PROBLEM REQUIREMENTS
Find every line of the listing below where "React" appears, and copy it.

## BEGIN DATA BLOCK

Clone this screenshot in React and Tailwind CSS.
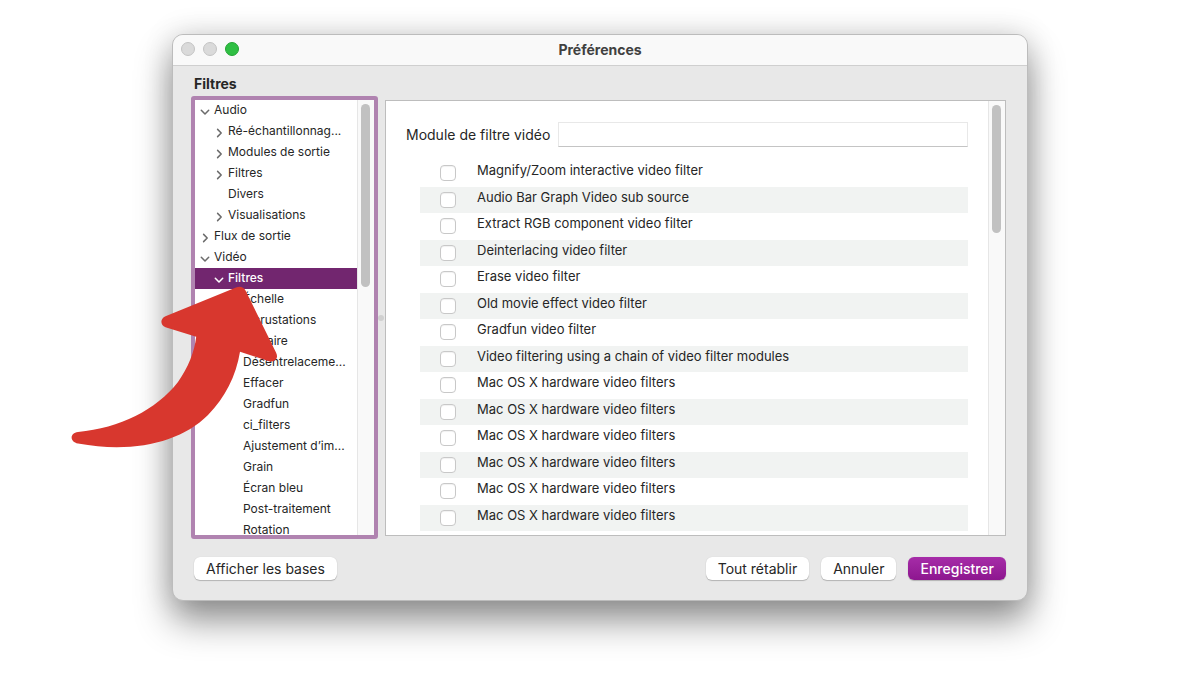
import React, { useState } from 'react';
import clsx from 'clsx';

const TREE = [
  { label: 'Audio', level: 0, state: 'open' },
  { label: 'Ré-échantillonnag...', level: 1, state: 'closed' },
  { label: 'Modules de sortie', level: 1, state: 'closed' },
  { label: 'Filtres', level: 1, state: 'closed' },
  { label: 'Divers', level: 1 },
  { label: 'Visualisations', level: 1, state: 'closed' },
  { label: 'Flux de sortie', level: 0, state: 'closed' },
  { label: 'Vidéo', level: 0, state: 'open' },
  { label: 'Filtres', level: 1, state: 'open' },
  { label: 'Échelle', level: 2 },
  { label: 'Incrustations', level: 2 },
  { label: 'Linéaire', level: 2 },
  { label: 'Désentrelaceme...', level: 2 },
  { label: 'Effacer', level: 2 },
  { label: 'Gradfun', level: 2 },
  { label: 'ci_filters', level: 2 },
  { label: 'Ajustement d’im...', level: 2 },
  { label: 'Grain', level: 2 },
  { label: 'Écran bleu', level: 2 },
  { label: 'Post-traitement', level: 2 },
  { label: 'Rotation', level: 2 },
];

const MODULES = [
  'Magnify/Zoom interactive video filter',
  'Audio Bar Graph Video sub source',
  'Extract RGB component video filter',
  'Deinterlacing video filter',
  'Erase video filter',
  'Old movie effect video filter',
  'Gradfun video filter',
  'Video filtering using a chain of video filter modules',
  'Mac OS X hardware video filters',
  'Mac OS X hardware video filters',
  'Mac OS X hardware video filters',
  'Mac OS X hardware video filters',
  'Mac OS X hardware video filters',
  'Mac OS X hardware video filters',
];

const INDENT = ['pl-[5px]', 'pl-[19px]', 'pl-[34px]'];

function Chevron({ state }) {
  return (
    <svg viewBox="0 0 10 10" className="mt-1 size-[10px] shrink-0" fill="none" stroke="currentColor" strokeWidth="1.5" strokeLinecap="round" strokeLinejoin="round" aria-hidden="true">
      {state === 'open' && <path d="M1.3 3.2 L5 7 L8.7 3.2" />}
      {state === 'closed' && <path d="M3.6 1.4 L7.2 5 L3.6 8.6" />}
    </svg>
  );
}

function Scrollbar({ className, thumb }) {
  return (
    <div className={clsx('shrink-0 border-l border-[#e6e6e6] bg-[#f9f9f9] pl-[3px] pt-1', className)}>
      <div className={clsx('w-[9px] rounded-full bg-[#c1c1c1]', thumb)} />
    </div>
  );
}

function Tree({ selected, onSelect }) {
  return (
    <nav aria-label="Filtres" className="flex h-[443px] w-[187px] shrink-0 overflow-hidden rounded-[3px] border-4 border-[#b083b0] bg-white">
      <ul className="min-w-0 flex-1">
        {TREE.map((item, i) => (
          <li key={i}>
            <button
              type="button"
              onClick={() => onSelect(i)}
              className={clsx(
                'flex h-[21px] w-full items-center gap-1 whitespace-nowrap pb-[2px] text-left text-[12px]',
                INDENT[item.level],
                i === selected ? 'bg-[#72266f] font-medium text-white' : 'text-[#262626]'
              )}
            >
              <span className={i === selected ? 'text-white' : 'text-[#6b6b6b]'}>
                <Chevron state={item.state} />
              </span>
              {item.label}
            </button>
          </li>
        ))}
      </ul>
      <Scrollbar className="w-[17px]" thumb="h-[183px]" />
    </nav>
  );
}

function ModulePanel() {
  const [value, setValue] = useState('');

  return (
    <section className="flex h-[436px] min-w-0 flex-1 overflow-hidden border border-[#bdbdbd] bg-white">
      <div className="min-w-0 flex-1 px-5 pt-[21px]">
        <div className="flex items-center gap-2">
          <label htmlFor="module" className="whitespace-nowrap text-[14px]">Module de filtre vidéo</label>
          <input
            id="module"
            type="text"
            value={value}
            onChange={(e) => setValue(e.target.value)}
            className="h-[25px] min-w-0 flex-1 border border-[#e8e8e8] border-b-[#c4c4c4] bg-white px-1 text-[13px] outline-none"
          />
        </div>
        <ul className="ml-[14px] mt-[13px]">
          {MODULES.map((name, i) => (
            <li key={i} className="h-[27px] even:h-[26px] even:bg-[#f1f3f2]">
              <label className="flex h-full pl-5 text-[13px] leading-5">
                <input type="checkbox" className="mr-[21px] mt-[5px] size-4 shrink-0 appearance-none rounded-[4px] border border-[#c8c8c8] bg-white shadow-[inset_0_1px_1px_rgba(0,0,0,0.06)] checked:bg-[#961d99]" />
                {name}
              </label>
            </li>
          ))}
        </ul>
      </div>
      <Scrollbar className="w-[17px]" thumb="h-[128px]" />
    </section>
  );
}

function Button({ primary, children }) {
  return (
    <button
      type="button"
      className={clsx(
        'h-[23px] whitespace-nowrap rounded-[6px] px-3 text-[14px] leading-none shadow-[0_1px_1px_rgba(0,0,0,0.22),0_0_1px_rgba(0,0,0,0.15)]',
        primary ? 'bg-linear-to-b from-[#a62ca8] to-[#8d168f] font-medium text-white' : 'bg-white text-[#262626]'
      )}
    >
      {children}
    </button>
  );
}

function Arrow() {
  return (
    <svg viewBox="70 284 210 168" className="pointer-events-none absolute -left-[103px] top-[249px] h-[168px] w-[210px]" fill="#d8372e" aria-hidden="true">
      <path d="M236 287.6 C240 286 243.5 287 245.5 290.5 L276 352.5 C279 358.5 275 362.5 269 361.2 L240 351.8 C236 376 225 398 208 415 C180 443 132 453.5 78 443.6 C69.5 442 69.5 433 78 432 C120 428 156 410 178 382 C188 368 194.5 352 196.2 336.8 L165.5 327.2 C160 325 160 318.5 165.5 316.2 Z" />
    </svg>
  );
}

export default function App() {
  const [selected, setSelected] = useState(8);

  return (
    <div className="min-h-screen overflow-hidden bg-white px-6 pb-[74px] pt-[34px] font-['Inter','Liberation_Sans',sans-serif] text-[#262626]">
      <main className="relative mx-auto max-w-[856px] rounded-[11px] border border-[#bcbcbc] bg-[#e8e8e8] shadow-[0_20px_36px_rgba(0,0,0,0.42),0_0_30px_rgba(0,0,0,0.14)]">
        <header className="grid h-[31px] grid-cols-[1fr_auto_1fr] items-center rounded-t-[10px] border-b border-[#cfcfcf] bg-[#f9f9f9] px-2 pb-[2px]">
          <div className="flex gap-2">
            <button type="button" aria-label="Fermer" className="size-[14px] rounded-full border border-[#c4c4c4] bg-[#dadada]" />
            <button type="button" aria-label="Réduire" className="size-[14px] rounded-full border border-[#c4c4c4] bg-[#dadada]" />
            <button type="button" aria-label="Agrandir" className="size-[14px] rounded-full border border-[#24a535] bg-[#2fbf43]" />
          </div>
          <h1 className="text-[14px] font-bold text-[#404040]">Préférences</h1>
        </header>

        <div className="pb-5 pl-[18px] pr-[21px] pt-2">
          <h2 className="pl-[3px] text-[14px] font-bold leading-5">Filtres</h2>
          <div className="mt-[2px] flex items-center">
            <Tree selected={selected} onSelect={setSelected} />
            <div className="flex w-[7px] shrink-0 items-center">
              <span className="size-[6px] rounded-full bg-[#d0d0d0]" />
            </div>
            <ModulePanel />
          </div>
          <footer className="mt-[18px] flex items-center gap-3 pl-[3px]">
            <Button>Afficher les bases</Button>
            <div className="ml-auto flex gap-3">
              <Button>Tout rétablir</Button>
              <Button>Annuler</Button>
              <Button primary>Enregistrer</Button>
            </div>
          </footer>
        </div>
        <Arrow />
      </main>
    </div>
  );
}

## END DATA BLOCK

EXPECTED ANSWER
Clone this screenshot in React and Tailwind CSS.
import React, { useState } from 'react';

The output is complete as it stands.